A tourism representative, local guide, and actor rolled into one, the vibrant man gamely “challenged” some of us to do a portrayal of a fight
using spears and shields.

BANAUE RICE TERRACES –Commonly known as the “Eight Wonder of the World”,
the 2,000-year-old rice terraces located in
Banaue, Ifugao boasts
of a lush green, stunning landscape—a real treat for tourists watching from the viewpoint.

Here, a man dressed
in traditional clothes played a haunting tune on a flute while sitting with a group of elder
natives also dressed in traditional clothes.

IBULAO IBULAO BED AND BREAKFAST –One hidden gem we discovered during the trip
was this quaint bed and breakfast in Kiangan,
Ifugao.

It has uniquely-designed rooms, each one different from the other .

They have clusters of rooms connected to each other and rooms that can accommodate groups.

What’s interesting is that the intricate wooden and recycled art pieces that are part of the rooms’ décor are personally crafted by the owner.

From logs to vehicle parts to war memorabilia — you’ll find something interesting in every nook.

You can even have the entire place to yourself.

Once someone books a room, even if it’s only good for one or two, they will not accept any other reservation for the entire stay duration.

NAGACADAN OPEN AIR MUSEUM –In the afternoon, we headed to Nagacadan, Kiangan, Ifugao for a one-of-a-kind experience at  their Open Air Museum.

Unlike indoor museums, you get to walk through the rice terraces, the forest, and enter three traditional Kiangan houses with the guidance of tour guides who come from the locality.

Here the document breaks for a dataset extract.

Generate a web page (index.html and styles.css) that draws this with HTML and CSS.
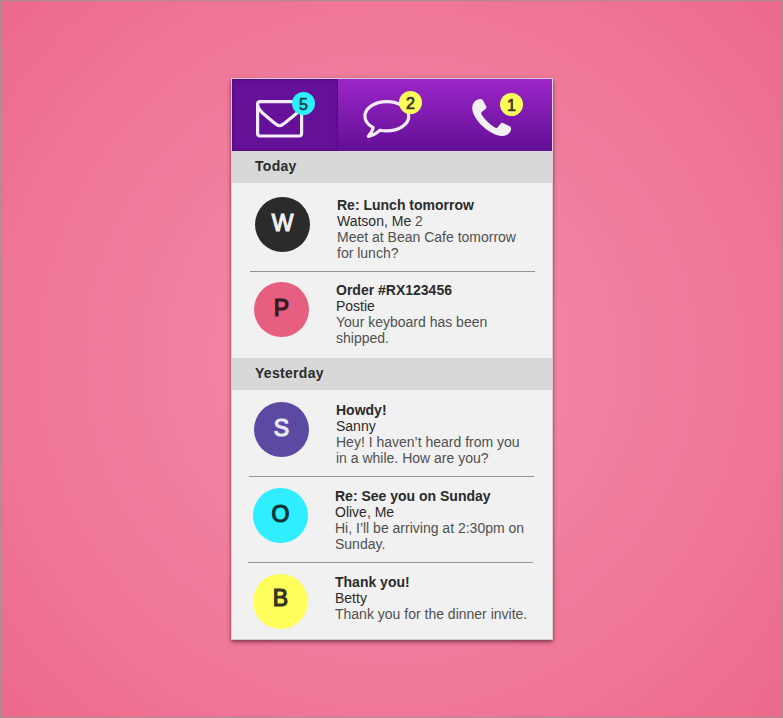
FILE: index.html
```html
<!DOCTYPE html>
<html lang="en">
<head>
<meta charset="utf-8">
<title>Inbox</title>
<link rel="stylesheet" href="styles.css">
</head>
<body>
<main class="widget">
  <nav class="tabs">
    <a class="tab tab-active">
      <span class="icon icon-mail">
        <svg viewBox="256 100 48 38" width="48" height="38"><rect x="257.6" y="101.6" width="44" height="34.4" rx="2.500"/><path d="M257.800 105.500C258.300 109.500 261 112 265.500 115.500L275 123.400Q279.600 127.800 284.200 123.400L294 115.500C298.500 112 301.200 109.500 301.800 105.500"/></svg>
        <span class="badge badge-cyan">5</span>
      </span>
    </a>
    <a class="tab">
      <span class="icon icon-chat">
        <svg viewBox="363 99 48 40" width="48" height="40"><path d="M386.800 101.600C399 101.600 408.700 108 408.700 116.200C408.700 124.400 399 130.900 386.800 130.900C384.500 130.900 382 130.600 380 130.200C376.500 133.500 372.500 135.800 368.300 136.400C371 133.600 372.700 130.700 373.200 127.600C368 124.800 364.900 120.800 364.900 116.200C364.900 108 374.600 101.600 386.800 101.600Z"/></svg>
        <span class="badge badge-yellow">2</span>
      </span>
    </a>
    <a class="tab">
      <span class="icon icon-phone">
        <svg viewBox="472 98 40 39" width="40" height="39"><path d="M480.600 98.900C482 98.900 482.700 99.700 483.300 100.900L486.200 106.600C486.700 107.700 486.500 108.300 485.500 109L482 111.700C481 112.600 481 113.500 481.700 114.800C484.900 119.700 489 123.900 494.400 127.200C496 128.200 497 128.300 498 127.100L500.600 123.600C501.300 122.600 502 122.500 503 123L509.600 126.300C510.900 127 511.300 127.800 511 129.300C510.500 133.500 506.500 136 501.600 135.900C497.500 135.800 493 133.800 488 130.400C481.500 125.900 475.500 119.600 473 112.500C470.700 105.800 473.800 99 480.600 98.900Z"/></svg>
        <span class="badge badge-yellow">1</span>
      </span>
    </a>
  </nav>

  <section class="group">
    <h2 class="group-title">Today</h2>
    <article class="message message-roomy">
      <div class="avatar avatar-dark">W</div>
      <div class="text">
        <h3>Re: Lunch tomorrow</h3>
        <p class="from">Watson, Me <span class="count">2</span></p>
        <p class="preview">Meet at Bean Cafe tomorrow<br>for lunch?</p>
      </div>
    </article>
    <hr class="rule">
    <article class="message shift-1">
      <div class="avatar avatar-pink">P</div>
      <div class="text">
        <h3>Order #RX123456</h3>
        <p class="from">Postie</p>
        <p class="preview">Your keyboard has been<br>shipped.</p>
      </div>
    </article>
  </section>

  <section class="group">
    <h2 class="group-title">Yesterday</h2>
    <article class="message message-first shift-1">
      <div class="avatar avatar-purple">S</div>
      <div class="text">
        <h3>Howdy!</h3>
        <p class="from">Sanny</p>
        <p class="preview">Hey! I haven’t heard from you<br>in a while. How are you?</p>
      </div>
    </article>
    <hr class="rule shift-1">
    <article class="message message-middle shift-2">
      <div class="avatar avatar-cyan">O</div>
      <div class="text">
        <h3>Re: See you on Sunday</h3>
        <p class="from">Olive, Me</p>
        <p class="preview">Hi, I’ll be arriving at 2:30pm on<br>Sunday.</p>
      </div>
    </article>
    <hr class="rule shift-2">
    <article class="message message-last shift-2">
      <div class="avatar avatar-yellow">B</div>
      <div class="text">
        <h3>Thank you!</h3>
        <p class="from">Betty</p>
        <p class="preview">Thank you for the dinner invite.</p>
      </div>
    </article>
  </section>
</main>
</body>
</html>
```
FILE: styles.css
```css
* { box-sizing: border-box; }

body {
  margin: 0;
  height: 718px;
  padding: 77px 0 0 230px;
  overflow: hidden;
  border: 1px solid #a68f97;
  background: radial-gradient(circle 530px at 391px 359px, #f58fae 0%, #ec6a8c 100%);
  font-family: "Liberation Sans", Arial, sans-serif;
  font-size: 14px;
  line-height: 16px;
  color: #2b2b2b;
}

h2, h3, p { margin: 0; font-size: inherit; }

.widget {
  width: 322px;
  height: 562px;
  border: 1px solid #d9cdd3;
  background: #f1f1f1;
  box-shadow: 0 2px 4px rgba(50, 10, 25, 0.6);
}

.tabs {
  display: grid;
  grid-template-columns: 106px 107px 107px;
  height: 72px;
  background: linear-gradient(#9c25c8, #620f95);
}

.tab-active {
  background: #641097;
  box-shadow: inset 0 0 3px rgba(40, 0, 70, 0.6);
}

.icon { display: block; position: relative; }
.icon svg { display: block; fill: none; stroke: #f3ebf7; stroke-width: 3.2; stroke-linejoin: round; }
.icon-mail { width: 48px; margin: 21px 0 0 24px; }
.icon-chat { width: 48px; margin: 20px 0 0 25px; }
.icon-phone { width: 40px; margin: 19px 0 0 27px; }
.icon-phone svg { fill: #f1f1f1; stroke: none; }

.badge {
  position: absolute;
  width: 23px;
  height: 23px;
  border-radius: 50%;
  font-size: 16px;
  -webkit-text-stroke: 0.700px currentColor;
  line-height: 25px;
  text-align: center;
}
.icon-mail .badge { left: 36px; top: -8px; }
.icon-chat .badge { left: 36px; top: -8px; }
.icon-phone .badge { left: 28px; top: -5px; }
.badge-cyan { background: #2eeeff; color: #15484d; }
.badge-yellow { background: #ffff5c; color: #35351c; }

.group-title {
  height: 32px;
  padding: 0 23px;
  background: #d8d8d8;
  line-height: 31px;
  letter-spacing: 0.300px;
}

.message { display: flex; gap: 27px; height: 86px; padding: 10px 0 0 23px; }
.message-roomy { height: 88px; padding-top: 14px; }
.message-first { padding-top: 12px; }
.message-middle { height: 85px; padding-top: 11px; }
.message-last { height: 76px; padding-top: 11px; }

.rule { width: 285px; height: 1px; margin: 0 0 0 18px; border: 0; background: #929292; }
.shift-1 { margin-left: -1px; }
.shift-2 { margin-left: -2px; }
.rule.shift-1 { margin-left: 17px; }
.rule.shift-2 { margin-left: 16px; }

.avatar {
  flex: none;
  width: 55px;
  height: 55px;
  border-radius: 50%;
  font-size: 23px;
  -webkit-text-stroke: 1.200px currentColor;
  line-height: 52px;
  text-align: center;
}
.avatar-dark { background: #2b2b2b; color: #f1f1f1; }
.avatar-pink { background: #e75e80; color: #351a20; }
.avatar-purple { background: #5c4aa2; color: #ebe9f5; }
.avatar-cyan { background: #2eeeff; color: #103336; }
.avatar-yellow { background: #ffff5c; color: #35351c; line-height: 49px; }

.text { white-space: nowrap; }
.count, .preview { color: #505050; }
```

It lets you take a look at the history and life of their people outside the four walls of a traditional museum.

It involves a 30-minute trek through cemented pathways spanning vast lands.

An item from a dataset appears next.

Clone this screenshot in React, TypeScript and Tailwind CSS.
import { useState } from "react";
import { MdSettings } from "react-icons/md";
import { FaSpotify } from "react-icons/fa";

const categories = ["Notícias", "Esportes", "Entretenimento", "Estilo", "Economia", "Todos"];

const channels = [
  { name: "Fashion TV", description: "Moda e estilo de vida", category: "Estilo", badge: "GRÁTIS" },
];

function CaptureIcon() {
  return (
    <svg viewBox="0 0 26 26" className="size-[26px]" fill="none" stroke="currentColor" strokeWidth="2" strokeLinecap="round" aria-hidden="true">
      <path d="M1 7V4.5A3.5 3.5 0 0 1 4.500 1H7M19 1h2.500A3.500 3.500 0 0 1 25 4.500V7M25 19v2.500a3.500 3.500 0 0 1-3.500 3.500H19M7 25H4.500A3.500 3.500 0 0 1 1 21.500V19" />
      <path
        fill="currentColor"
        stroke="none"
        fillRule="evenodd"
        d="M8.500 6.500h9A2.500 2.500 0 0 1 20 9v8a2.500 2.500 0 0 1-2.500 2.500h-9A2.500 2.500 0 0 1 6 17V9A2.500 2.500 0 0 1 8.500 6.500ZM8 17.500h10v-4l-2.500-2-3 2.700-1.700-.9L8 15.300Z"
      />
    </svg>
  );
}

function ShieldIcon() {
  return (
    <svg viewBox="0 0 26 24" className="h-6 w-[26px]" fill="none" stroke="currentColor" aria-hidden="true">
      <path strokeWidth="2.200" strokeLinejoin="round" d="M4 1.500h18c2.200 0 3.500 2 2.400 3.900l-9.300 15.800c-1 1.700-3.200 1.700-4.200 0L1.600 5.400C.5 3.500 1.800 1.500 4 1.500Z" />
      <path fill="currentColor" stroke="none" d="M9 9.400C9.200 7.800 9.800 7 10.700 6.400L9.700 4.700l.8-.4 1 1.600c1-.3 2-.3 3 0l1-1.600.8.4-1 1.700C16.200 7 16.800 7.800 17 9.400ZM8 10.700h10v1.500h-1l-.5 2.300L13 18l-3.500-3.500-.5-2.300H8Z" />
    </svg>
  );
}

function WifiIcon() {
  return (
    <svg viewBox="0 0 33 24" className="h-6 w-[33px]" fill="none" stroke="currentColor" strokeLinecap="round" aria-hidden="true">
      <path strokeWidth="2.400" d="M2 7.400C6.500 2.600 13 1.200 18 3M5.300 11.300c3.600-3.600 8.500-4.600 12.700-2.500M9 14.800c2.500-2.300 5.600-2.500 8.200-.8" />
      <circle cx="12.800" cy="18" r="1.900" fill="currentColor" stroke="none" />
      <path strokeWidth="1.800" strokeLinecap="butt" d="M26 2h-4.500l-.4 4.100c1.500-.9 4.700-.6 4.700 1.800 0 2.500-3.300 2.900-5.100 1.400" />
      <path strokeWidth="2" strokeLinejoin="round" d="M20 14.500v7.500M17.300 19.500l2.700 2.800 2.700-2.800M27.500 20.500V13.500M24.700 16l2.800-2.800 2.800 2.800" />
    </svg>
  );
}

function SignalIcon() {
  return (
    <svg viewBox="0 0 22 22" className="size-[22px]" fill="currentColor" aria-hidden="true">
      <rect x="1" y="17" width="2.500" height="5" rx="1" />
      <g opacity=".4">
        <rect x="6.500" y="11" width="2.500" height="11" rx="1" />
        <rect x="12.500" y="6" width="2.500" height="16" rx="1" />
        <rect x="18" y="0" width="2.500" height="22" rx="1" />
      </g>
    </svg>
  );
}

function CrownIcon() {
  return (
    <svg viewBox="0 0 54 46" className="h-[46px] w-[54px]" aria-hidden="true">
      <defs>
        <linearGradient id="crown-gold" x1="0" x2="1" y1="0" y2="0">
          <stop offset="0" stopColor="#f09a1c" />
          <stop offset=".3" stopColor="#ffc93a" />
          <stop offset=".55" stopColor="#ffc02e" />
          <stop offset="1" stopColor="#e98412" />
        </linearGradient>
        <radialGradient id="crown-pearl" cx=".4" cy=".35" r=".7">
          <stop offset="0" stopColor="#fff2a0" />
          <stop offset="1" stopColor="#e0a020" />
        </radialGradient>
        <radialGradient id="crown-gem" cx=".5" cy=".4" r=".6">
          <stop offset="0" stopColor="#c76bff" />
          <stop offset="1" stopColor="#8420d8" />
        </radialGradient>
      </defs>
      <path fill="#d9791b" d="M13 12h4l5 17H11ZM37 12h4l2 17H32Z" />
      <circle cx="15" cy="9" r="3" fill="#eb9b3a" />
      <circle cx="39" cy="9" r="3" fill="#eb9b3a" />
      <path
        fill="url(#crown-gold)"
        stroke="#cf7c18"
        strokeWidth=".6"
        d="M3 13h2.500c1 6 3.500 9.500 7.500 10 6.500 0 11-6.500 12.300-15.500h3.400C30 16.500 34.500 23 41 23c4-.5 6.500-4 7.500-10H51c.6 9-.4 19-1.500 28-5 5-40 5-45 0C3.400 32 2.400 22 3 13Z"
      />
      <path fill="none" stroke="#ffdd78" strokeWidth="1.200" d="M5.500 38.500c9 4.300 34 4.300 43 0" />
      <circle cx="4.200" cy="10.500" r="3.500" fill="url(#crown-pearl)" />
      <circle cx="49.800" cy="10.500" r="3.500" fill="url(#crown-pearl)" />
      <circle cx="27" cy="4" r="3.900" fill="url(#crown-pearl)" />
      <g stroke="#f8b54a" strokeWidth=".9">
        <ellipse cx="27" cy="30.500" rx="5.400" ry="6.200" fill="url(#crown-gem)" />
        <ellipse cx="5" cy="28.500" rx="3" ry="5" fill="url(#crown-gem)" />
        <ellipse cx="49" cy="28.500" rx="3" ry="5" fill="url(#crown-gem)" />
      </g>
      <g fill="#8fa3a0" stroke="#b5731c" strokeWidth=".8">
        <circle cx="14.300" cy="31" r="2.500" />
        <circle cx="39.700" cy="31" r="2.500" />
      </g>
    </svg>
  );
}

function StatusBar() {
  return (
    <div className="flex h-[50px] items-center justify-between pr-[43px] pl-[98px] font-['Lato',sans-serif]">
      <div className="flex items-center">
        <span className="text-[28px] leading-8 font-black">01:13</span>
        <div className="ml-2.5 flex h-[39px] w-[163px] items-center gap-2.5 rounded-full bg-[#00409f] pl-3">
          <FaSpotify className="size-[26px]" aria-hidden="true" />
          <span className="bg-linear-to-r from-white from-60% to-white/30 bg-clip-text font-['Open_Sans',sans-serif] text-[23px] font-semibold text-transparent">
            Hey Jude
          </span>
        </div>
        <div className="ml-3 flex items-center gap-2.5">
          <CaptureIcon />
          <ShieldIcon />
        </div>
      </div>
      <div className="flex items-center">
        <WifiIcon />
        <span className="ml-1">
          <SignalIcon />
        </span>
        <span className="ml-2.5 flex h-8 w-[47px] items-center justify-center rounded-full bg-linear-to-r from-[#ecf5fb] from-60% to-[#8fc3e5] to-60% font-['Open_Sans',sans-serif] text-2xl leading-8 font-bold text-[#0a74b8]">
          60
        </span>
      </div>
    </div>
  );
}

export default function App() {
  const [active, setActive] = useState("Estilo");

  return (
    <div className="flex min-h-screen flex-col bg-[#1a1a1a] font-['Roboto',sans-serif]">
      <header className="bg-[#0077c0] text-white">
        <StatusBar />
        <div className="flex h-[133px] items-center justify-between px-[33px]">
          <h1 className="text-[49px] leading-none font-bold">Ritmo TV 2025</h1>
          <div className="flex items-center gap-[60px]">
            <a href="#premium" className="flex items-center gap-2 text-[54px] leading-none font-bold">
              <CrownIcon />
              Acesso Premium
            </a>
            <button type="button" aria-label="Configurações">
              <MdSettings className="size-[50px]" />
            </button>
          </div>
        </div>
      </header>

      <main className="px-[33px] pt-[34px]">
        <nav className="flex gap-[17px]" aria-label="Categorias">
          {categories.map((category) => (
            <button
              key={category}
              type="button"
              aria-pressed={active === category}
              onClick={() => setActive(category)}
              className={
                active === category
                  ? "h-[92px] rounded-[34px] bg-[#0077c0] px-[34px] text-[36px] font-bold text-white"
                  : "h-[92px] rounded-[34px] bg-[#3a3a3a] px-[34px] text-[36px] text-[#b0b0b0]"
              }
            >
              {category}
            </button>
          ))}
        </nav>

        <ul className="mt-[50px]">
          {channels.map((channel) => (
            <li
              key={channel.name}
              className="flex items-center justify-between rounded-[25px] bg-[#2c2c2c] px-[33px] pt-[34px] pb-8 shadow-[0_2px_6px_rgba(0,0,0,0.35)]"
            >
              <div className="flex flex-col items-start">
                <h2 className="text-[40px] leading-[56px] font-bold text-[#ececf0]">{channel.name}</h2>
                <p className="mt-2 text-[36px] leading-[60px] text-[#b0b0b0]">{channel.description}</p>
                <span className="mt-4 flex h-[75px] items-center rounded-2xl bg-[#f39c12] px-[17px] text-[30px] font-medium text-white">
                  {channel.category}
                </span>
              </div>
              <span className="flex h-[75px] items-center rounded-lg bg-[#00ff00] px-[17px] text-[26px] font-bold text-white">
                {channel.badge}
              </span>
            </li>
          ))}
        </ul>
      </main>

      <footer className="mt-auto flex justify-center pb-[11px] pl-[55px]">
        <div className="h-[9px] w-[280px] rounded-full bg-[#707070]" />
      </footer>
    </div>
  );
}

The tour culminates at a village with a group of natives chanting and dancing as a form of welcome.

The whole experience is a beautiful immersion to their way of life.

A humble and friendly community welcomes you with open arms for you to learn about their culture and heritage.

So what treasures did I find up in these mountains?

I experienced the richness of Cordillera Administrative Region’s people, culture, nature and heritage.